Objective:
Show each line of the data below that has the string "components" in it.
## Begin Data section
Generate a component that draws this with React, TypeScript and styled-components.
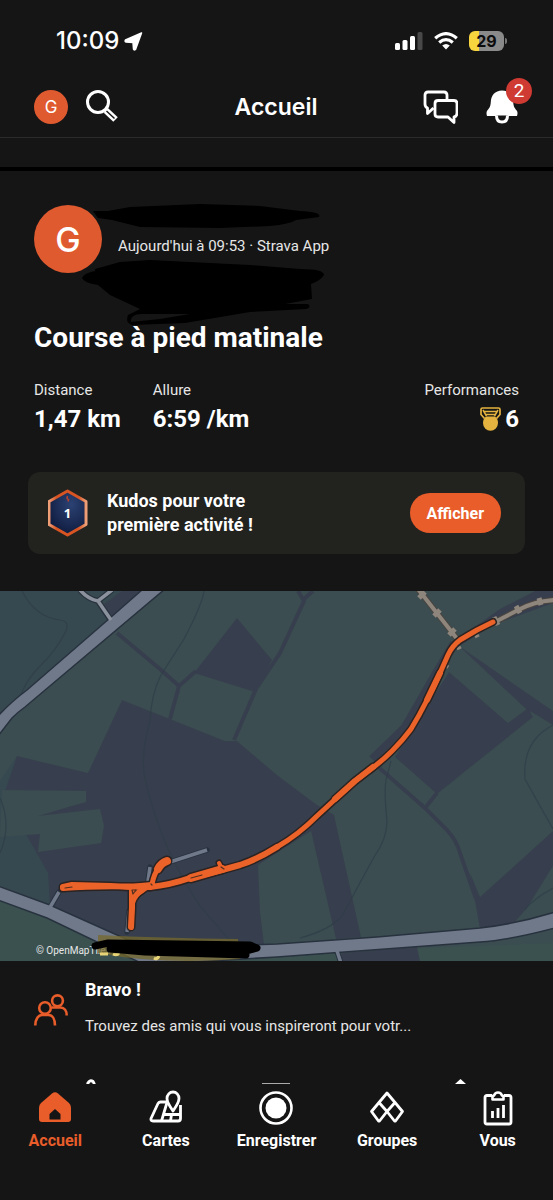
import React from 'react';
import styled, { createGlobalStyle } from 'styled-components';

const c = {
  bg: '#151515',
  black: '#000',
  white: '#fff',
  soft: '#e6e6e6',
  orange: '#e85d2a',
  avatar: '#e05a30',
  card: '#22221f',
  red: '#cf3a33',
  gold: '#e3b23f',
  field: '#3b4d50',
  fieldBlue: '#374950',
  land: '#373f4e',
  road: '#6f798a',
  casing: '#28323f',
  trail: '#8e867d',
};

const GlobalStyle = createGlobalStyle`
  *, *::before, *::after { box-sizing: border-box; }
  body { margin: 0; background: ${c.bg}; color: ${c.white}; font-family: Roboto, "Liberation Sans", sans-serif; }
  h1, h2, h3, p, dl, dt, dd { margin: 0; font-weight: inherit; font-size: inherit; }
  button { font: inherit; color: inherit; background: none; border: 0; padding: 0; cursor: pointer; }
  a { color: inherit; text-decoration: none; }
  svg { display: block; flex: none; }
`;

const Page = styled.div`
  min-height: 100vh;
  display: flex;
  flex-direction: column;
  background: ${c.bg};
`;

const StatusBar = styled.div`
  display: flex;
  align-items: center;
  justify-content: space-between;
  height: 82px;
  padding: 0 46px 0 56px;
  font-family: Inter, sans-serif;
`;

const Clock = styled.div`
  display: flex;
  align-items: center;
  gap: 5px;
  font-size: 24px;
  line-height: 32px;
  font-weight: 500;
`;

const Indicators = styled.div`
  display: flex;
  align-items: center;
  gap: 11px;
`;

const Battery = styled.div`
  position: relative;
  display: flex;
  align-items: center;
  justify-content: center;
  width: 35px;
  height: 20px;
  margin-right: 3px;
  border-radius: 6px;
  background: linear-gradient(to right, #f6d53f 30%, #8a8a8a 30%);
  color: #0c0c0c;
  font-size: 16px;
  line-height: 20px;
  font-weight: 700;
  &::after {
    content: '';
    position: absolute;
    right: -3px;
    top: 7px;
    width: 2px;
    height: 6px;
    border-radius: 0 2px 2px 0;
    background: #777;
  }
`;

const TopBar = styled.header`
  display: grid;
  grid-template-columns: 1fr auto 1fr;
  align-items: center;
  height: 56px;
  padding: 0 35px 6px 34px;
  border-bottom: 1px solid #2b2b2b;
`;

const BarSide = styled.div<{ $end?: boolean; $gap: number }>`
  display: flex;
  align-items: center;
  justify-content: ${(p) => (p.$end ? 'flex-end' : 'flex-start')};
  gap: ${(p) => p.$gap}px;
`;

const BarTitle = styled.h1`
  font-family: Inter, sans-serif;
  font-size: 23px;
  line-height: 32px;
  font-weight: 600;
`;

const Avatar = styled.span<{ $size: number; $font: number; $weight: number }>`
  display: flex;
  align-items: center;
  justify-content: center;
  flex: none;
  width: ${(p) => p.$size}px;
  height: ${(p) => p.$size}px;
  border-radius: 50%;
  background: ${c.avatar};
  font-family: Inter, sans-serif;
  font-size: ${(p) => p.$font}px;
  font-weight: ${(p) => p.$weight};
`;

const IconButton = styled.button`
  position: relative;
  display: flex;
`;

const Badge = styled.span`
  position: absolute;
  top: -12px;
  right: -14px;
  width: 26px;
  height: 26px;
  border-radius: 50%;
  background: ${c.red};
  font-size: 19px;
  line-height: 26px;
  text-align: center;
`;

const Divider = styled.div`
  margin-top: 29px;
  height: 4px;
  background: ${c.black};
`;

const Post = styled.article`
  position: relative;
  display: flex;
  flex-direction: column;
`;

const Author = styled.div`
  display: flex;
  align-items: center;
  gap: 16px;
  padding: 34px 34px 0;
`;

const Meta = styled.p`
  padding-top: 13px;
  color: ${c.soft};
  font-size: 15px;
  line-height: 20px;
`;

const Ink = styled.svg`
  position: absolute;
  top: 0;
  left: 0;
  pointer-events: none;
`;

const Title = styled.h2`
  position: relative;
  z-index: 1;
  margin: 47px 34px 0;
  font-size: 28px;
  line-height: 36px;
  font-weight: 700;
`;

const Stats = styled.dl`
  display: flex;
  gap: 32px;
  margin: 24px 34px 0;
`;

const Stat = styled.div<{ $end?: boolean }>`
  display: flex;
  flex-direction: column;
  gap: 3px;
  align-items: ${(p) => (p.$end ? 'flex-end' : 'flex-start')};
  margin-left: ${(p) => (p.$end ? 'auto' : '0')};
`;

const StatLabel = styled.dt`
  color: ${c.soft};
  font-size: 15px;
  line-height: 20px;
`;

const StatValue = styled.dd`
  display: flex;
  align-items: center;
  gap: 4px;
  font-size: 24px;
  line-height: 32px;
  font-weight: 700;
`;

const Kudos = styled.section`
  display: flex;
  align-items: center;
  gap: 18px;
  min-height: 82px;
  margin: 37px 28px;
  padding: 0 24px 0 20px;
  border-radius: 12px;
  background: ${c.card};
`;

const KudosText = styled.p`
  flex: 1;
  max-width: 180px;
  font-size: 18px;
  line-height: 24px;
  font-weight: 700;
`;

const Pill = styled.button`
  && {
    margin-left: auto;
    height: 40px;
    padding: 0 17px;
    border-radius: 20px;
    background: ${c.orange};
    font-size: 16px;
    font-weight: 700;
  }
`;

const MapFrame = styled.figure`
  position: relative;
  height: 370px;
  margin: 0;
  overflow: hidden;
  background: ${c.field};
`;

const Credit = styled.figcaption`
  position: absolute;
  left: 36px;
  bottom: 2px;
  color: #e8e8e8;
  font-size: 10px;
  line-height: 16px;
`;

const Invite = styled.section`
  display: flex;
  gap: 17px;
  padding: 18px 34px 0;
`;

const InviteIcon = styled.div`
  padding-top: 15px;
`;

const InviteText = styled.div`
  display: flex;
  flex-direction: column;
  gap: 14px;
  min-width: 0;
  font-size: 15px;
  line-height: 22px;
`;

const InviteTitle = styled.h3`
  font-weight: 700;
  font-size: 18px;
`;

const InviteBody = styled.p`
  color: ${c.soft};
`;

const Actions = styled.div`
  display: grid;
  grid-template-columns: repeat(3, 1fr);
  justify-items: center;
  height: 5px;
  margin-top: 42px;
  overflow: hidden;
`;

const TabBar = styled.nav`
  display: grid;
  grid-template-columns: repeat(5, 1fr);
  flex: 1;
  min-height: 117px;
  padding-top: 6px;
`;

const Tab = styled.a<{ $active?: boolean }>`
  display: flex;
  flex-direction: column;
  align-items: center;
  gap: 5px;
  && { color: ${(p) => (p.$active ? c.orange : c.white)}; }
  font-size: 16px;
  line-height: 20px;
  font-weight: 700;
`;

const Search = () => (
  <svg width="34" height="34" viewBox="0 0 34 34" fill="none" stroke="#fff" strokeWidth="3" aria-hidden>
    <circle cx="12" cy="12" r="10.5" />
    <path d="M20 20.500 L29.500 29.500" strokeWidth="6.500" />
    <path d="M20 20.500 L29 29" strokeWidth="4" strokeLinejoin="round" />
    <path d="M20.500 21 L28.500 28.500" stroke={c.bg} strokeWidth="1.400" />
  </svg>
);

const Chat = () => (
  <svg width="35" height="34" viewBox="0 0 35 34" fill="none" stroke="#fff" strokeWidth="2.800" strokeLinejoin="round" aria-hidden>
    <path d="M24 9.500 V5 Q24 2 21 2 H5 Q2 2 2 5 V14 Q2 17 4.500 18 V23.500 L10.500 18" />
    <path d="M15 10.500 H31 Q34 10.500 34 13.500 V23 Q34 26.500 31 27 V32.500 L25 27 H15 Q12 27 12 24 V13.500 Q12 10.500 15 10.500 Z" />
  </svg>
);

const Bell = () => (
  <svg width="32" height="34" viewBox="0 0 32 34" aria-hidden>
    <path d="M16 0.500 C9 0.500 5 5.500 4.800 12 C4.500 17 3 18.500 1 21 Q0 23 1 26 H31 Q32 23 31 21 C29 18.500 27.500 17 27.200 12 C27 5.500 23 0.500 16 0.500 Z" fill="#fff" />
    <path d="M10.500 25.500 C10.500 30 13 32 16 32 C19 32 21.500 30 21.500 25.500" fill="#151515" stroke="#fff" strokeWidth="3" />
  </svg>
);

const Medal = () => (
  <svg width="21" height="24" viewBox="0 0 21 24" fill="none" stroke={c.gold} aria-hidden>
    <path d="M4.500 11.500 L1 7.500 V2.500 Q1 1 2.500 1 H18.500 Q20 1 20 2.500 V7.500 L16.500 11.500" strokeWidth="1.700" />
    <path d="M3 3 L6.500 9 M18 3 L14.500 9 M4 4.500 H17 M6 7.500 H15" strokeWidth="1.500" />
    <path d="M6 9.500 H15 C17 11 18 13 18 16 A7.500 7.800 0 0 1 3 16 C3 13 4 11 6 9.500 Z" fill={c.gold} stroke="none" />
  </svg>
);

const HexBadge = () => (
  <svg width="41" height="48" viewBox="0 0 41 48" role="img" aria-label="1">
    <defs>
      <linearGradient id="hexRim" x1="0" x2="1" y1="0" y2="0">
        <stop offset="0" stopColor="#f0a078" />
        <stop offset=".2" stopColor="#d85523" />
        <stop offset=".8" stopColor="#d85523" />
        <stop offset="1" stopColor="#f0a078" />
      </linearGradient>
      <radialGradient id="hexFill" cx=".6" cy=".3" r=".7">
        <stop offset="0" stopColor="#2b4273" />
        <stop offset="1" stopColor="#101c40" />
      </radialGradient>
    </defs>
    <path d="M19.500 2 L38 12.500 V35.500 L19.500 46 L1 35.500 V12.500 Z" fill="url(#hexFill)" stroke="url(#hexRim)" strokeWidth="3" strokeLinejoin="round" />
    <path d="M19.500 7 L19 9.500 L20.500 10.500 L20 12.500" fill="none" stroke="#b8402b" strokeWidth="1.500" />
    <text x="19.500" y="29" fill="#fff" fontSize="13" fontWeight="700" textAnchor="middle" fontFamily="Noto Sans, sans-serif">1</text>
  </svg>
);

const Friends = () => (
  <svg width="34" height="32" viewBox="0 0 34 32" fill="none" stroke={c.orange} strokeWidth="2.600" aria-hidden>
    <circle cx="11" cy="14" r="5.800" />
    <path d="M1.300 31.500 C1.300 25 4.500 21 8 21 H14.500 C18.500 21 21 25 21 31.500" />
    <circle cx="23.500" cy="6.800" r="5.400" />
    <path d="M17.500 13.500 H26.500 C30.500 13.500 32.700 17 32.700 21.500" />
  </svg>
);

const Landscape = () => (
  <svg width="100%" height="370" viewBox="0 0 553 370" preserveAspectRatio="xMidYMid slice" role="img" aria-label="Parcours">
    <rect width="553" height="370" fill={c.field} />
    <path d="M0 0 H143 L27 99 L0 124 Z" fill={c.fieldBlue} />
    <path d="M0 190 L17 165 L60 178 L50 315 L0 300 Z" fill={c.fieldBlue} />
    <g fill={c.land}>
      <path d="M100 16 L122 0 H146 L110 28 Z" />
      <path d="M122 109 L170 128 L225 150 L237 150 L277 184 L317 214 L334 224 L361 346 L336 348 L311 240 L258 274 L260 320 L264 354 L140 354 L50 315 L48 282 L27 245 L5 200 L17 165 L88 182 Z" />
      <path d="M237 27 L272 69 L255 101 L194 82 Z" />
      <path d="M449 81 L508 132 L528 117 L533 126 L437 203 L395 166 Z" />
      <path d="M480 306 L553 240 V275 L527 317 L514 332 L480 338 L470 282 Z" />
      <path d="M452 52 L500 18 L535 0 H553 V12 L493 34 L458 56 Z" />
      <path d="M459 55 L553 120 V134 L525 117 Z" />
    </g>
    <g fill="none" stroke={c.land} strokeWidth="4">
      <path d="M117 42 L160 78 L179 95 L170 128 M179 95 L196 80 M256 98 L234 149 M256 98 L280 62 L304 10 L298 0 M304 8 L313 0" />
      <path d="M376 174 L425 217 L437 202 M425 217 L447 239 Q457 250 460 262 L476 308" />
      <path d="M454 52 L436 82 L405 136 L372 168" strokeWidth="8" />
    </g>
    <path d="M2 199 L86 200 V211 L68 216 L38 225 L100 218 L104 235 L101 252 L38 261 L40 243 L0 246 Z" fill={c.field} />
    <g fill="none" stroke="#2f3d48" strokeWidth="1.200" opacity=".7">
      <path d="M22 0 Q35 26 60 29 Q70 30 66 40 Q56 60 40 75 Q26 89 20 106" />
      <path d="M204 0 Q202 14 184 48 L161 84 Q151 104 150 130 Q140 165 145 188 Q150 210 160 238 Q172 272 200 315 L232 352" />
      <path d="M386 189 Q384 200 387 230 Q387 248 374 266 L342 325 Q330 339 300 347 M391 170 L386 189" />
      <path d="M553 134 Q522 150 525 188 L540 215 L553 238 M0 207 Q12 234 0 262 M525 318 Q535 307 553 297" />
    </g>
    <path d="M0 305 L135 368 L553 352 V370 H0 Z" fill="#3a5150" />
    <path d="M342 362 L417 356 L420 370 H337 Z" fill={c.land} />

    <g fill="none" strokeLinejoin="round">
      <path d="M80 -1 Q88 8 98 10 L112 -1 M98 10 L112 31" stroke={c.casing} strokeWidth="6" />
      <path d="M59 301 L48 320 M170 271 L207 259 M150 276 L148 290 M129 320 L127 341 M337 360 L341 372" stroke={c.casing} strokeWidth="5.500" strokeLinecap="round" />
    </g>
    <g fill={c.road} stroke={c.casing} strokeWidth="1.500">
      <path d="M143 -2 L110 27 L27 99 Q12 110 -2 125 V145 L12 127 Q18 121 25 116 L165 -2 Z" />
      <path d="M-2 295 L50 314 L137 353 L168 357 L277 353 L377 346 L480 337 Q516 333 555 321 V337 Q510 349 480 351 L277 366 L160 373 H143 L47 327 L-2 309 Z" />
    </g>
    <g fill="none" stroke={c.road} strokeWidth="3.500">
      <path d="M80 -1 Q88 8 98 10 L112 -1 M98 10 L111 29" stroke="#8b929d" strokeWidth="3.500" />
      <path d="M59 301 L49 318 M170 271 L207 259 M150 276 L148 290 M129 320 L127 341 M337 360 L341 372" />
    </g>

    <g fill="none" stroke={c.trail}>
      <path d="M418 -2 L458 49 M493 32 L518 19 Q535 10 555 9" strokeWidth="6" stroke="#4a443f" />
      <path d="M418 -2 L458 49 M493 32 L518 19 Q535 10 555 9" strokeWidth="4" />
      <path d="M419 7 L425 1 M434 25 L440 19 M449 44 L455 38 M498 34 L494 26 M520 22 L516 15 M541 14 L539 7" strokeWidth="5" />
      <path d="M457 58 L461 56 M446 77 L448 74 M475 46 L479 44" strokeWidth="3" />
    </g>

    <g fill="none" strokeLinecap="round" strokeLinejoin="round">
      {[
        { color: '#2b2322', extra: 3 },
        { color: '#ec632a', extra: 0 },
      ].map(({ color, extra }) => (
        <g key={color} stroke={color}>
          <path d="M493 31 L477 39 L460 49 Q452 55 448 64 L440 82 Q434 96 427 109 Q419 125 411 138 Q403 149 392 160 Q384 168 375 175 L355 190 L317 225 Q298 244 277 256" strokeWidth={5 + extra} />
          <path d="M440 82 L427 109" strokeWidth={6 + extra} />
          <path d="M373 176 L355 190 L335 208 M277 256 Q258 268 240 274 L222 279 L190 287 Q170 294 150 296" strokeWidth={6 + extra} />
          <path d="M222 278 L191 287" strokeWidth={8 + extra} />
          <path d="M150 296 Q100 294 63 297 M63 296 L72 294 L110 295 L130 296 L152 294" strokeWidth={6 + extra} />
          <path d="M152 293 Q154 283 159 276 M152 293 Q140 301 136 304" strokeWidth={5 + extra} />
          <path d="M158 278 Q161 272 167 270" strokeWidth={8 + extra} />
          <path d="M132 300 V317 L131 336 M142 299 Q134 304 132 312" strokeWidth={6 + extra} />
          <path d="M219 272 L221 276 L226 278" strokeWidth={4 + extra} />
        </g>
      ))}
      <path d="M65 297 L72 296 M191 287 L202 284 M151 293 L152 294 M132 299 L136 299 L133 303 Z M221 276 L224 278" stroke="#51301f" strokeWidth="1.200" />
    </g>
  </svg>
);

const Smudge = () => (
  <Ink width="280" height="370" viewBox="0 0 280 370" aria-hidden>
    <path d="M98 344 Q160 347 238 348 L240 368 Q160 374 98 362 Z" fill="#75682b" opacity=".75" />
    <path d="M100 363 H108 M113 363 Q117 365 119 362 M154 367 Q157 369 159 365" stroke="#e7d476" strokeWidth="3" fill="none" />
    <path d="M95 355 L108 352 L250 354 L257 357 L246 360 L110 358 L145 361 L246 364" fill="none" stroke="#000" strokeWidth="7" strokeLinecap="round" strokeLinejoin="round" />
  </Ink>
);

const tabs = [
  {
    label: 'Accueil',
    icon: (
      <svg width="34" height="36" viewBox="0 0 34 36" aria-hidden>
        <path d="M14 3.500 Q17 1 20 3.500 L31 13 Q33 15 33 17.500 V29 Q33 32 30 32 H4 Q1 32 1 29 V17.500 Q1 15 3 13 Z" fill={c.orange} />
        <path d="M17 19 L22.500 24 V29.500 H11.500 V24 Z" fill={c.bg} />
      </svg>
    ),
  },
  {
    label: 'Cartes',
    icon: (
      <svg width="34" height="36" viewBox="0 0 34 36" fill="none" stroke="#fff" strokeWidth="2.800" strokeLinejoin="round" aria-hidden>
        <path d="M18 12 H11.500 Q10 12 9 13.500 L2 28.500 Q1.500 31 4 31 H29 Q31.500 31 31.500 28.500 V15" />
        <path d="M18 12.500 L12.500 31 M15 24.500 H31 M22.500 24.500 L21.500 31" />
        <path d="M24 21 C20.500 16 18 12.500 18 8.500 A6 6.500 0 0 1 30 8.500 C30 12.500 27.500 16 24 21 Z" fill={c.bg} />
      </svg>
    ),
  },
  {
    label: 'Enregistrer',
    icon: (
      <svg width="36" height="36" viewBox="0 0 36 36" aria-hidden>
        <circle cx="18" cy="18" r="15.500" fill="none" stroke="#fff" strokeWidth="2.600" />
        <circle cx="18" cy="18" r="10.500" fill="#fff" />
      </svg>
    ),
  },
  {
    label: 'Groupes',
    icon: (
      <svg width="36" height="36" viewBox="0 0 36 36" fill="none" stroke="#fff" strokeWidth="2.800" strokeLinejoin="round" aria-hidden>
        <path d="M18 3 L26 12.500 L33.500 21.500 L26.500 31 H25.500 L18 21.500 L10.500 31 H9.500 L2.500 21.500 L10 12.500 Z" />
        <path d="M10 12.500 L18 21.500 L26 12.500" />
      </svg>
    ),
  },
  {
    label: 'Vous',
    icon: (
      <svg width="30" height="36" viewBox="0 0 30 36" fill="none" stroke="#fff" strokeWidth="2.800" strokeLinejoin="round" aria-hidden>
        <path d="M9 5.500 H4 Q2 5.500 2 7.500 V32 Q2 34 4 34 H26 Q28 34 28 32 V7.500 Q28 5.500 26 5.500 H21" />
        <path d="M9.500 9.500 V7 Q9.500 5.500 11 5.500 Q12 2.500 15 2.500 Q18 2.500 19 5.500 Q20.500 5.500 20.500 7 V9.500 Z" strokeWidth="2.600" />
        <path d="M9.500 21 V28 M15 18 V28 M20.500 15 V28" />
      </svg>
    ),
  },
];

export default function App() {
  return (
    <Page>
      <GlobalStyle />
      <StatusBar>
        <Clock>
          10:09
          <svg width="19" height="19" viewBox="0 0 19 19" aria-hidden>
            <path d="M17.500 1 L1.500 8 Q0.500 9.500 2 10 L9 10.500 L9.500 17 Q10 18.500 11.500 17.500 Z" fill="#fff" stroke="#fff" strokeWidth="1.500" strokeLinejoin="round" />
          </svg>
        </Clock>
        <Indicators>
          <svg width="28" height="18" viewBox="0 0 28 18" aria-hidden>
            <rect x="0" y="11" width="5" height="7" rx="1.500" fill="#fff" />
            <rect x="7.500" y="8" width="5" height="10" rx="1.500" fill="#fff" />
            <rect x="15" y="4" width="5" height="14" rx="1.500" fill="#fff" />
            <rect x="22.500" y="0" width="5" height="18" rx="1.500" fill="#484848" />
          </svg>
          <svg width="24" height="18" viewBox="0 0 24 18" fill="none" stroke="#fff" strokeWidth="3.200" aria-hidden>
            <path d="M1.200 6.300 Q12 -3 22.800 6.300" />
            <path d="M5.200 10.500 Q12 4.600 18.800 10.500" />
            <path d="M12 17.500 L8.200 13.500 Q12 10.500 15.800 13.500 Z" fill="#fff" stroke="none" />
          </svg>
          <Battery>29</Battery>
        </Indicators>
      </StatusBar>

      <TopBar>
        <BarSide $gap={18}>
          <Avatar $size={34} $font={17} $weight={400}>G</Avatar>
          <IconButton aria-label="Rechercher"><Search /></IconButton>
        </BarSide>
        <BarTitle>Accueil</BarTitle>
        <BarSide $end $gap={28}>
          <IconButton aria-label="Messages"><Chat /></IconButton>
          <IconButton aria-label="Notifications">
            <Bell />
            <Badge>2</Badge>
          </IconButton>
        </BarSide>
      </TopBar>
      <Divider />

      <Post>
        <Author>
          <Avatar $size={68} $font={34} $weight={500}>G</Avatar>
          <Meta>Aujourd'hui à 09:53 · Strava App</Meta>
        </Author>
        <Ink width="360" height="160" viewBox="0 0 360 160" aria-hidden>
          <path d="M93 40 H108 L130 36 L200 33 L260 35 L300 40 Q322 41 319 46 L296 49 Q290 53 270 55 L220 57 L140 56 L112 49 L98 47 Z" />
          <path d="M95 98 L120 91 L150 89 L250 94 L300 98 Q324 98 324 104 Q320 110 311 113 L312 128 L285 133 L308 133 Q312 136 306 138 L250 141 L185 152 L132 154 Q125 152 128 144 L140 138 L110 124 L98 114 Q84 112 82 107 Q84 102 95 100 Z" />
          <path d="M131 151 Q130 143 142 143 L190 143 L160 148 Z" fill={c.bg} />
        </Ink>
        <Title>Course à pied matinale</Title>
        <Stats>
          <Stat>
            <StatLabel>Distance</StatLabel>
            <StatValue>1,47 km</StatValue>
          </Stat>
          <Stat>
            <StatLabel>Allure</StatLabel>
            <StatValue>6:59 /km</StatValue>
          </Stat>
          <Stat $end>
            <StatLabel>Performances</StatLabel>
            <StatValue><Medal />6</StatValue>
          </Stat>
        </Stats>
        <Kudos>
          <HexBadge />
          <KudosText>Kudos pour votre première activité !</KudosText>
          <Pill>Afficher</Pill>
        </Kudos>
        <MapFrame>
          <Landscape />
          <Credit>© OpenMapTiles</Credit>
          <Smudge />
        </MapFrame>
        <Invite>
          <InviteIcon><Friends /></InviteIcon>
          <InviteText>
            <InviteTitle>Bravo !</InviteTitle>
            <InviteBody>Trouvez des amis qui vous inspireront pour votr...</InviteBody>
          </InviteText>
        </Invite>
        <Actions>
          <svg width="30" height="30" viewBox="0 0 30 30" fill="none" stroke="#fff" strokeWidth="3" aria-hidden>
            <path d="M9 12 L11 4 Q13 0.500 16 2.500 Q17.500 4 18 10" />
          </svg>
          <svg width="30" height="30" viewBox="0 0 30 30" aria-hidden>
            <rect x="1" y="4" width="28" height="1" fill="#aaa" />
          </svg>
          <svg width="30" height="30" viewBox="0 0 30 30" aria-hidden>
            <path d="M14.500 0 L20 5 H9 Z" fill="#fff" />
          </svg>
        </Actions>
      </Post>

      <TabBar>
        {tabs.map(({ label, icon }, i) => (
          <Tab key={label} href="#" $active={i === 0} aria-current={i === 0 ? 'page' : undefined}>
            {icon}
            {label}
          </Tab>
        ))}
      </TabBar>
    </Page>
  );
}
## End Data section
Correct response:
Generate a component that draws this with React, TypeScript and styled-components.
import styled, { createGlobalStyle } from 'styled-components';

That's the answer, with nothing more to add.